**DATASET RECORDS:**

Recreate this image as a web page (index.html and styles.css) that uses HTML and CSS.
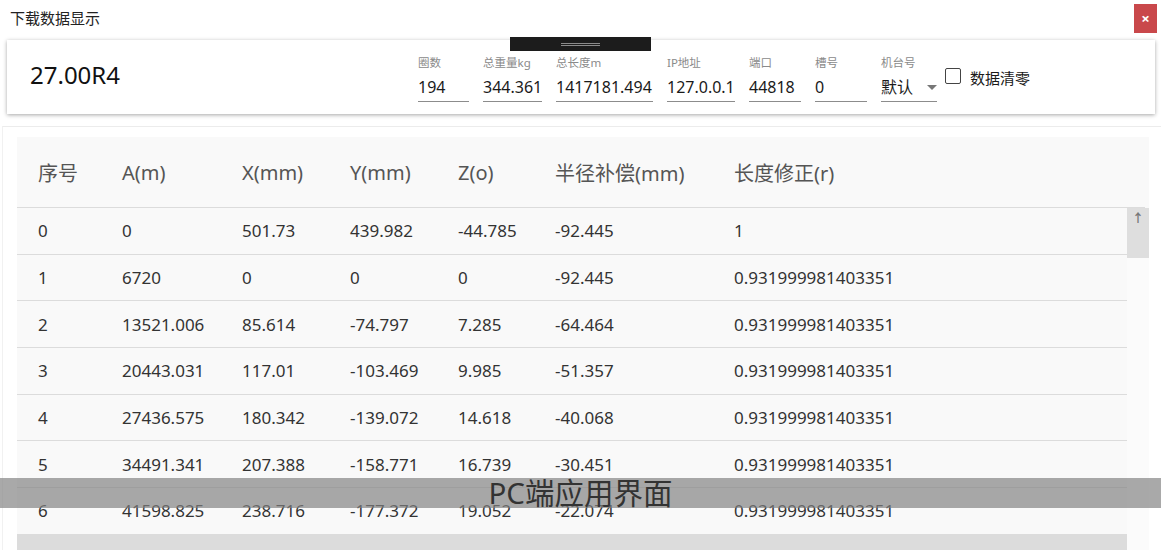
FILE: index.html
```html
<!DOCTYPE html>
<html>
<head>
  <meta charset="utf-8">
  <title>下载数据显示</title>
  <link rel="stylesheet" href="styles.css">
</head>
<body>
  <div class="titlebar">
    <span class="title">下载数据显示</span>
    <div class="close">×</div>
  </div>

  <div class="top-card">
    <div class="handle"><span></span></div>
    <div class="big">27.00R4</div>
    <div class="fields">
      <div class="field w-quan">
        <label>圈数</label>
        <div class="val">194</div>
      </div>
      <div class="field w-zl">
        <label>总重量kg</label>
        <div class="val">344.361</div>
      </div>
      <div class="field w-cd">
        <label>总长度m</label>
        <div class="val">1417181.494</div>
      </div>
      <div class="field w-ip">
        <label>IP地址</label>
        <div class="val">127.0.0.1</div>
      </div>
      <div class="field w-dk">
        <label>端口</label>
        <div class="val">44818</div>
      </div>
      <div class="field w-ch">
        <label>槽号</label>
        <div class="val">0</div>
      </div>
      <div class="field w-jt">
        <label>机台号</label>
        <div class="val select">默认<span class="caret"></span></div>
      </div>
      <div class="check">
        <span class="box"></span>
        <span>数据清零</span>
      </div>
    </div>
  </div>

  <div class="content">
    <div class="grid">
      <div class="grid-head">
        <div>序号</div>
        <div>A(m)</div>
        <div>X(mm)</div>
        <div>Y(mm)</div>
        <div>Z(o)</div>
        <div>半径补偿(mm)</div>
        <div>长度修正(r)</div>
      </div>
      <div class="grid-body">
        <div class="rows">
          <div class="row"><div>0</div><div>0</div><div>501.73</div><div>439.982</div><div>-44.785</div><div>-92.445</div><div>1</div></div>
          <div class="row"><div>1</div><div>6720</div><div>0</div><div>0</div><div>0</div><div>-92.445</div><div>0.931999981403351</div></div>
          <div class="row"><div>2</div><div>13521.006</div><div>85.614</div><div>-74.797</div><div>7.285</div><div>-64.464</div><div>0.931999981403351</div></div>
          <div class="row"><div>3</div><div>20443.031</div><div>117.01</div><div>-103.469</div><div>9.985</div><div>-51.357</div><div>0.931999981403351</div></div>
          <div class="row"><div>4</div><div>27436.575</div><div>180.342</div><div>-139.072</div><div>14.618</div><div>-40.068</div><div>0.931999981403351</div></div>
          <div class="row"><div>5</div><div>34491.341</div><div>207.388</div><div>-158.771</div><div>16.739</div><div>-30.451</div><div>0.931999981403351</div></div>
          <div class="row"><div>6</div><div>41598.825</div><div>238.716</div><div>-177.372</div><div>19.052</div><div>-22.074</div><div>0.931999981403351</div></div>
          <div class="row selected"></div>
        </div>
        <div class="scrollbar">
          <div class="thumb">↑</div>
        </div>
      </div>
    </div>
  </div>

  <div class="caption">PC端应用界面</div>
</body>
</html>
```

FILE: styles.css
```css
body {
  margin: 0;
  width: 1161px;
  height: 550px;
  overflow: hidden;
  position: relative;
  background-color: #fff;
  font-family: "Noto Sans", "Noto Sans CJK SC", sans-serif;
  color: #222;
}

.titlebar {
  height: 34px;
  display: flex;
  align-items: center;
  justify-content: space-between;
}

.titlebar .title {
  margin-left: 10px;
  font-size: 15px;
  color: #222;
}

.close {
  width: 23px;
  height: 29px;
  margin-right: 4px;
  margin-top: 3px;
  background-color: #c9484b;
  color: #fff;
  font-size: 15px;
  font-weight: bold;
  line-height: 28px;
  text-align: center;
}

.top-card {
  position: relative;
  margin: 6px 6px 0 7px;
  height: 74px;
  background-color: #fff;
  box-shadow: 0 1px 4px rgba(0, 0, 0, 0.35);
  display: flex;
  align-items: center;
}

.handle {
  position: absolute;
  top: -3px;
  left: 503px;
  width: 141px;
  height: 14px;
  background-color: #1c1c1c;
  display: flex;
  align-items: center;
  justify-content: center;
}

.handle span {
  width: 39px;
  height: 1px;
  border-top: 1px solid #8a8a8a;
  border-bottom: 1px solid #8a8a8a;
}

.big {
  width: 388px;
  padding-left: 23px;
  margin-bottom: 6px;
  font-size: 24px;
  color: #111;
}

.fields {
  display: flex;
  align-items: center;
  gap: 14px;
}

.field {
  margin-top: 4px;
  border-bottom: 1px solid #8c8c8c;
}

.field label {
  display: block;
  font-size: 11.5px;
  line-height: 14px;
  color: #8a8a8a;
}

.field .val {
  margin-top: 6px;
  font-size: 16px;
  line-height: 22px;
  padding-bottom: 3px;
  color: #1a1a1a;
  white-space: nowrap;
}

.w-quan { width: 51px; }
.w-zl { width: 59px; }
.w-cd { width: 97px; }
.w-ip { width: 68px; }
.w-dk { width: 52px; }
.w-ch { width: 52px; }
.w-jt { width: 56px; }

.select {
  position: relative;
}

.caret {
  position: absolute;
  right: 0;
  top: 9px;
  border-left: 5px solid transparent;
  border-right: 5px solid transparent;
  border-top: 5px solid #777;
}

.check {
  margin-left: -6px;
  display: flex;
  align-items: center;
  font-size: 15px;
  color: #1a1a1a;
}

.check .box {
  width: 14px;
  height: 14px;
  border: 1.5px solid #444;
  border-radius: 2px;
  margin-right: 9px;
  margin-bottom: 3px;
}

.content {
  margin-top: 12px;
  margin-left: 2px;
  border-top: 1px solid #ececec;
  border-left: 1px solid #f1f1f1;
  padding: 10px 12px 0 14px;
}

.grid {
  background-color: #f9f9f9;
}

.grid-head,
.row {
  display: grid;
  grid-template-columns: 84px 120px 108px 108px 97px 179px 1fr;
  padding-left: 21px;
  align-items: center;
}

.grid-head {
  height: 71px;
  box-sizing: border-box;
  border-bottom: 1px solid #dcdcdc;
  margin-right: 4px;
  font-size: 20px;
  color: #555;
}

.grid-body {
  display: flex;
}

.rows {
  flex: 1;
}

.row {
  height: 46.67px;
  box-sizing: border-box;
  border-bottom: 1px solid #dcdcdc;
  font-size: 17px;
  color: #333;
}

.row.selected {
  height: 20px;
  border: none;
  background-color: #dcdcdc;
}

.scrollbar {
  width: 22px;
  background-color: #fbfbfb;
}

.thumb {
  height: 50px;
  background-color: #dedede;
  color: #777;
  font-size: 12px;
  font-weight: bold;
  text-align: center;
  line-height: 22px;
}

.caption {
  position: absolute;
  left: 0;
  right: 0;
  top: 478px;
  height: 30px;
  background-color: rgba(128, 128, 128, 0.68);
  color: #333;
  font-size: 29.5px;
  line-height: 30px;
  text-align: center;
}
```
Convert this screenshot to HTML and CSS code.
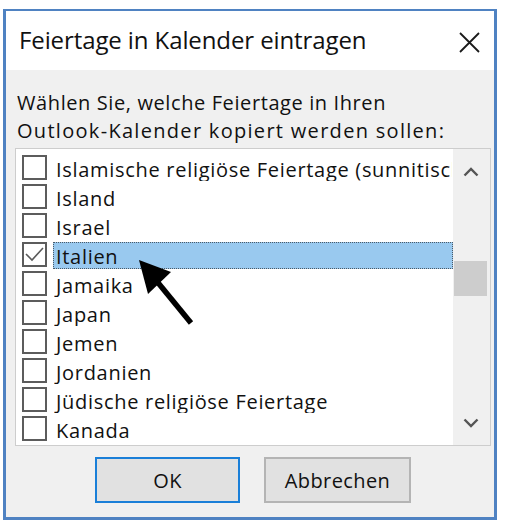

**STATED EXERCISE:** Say how many lines above hold the word "styles", giving only the count.

**TASK OUTPUT:** 3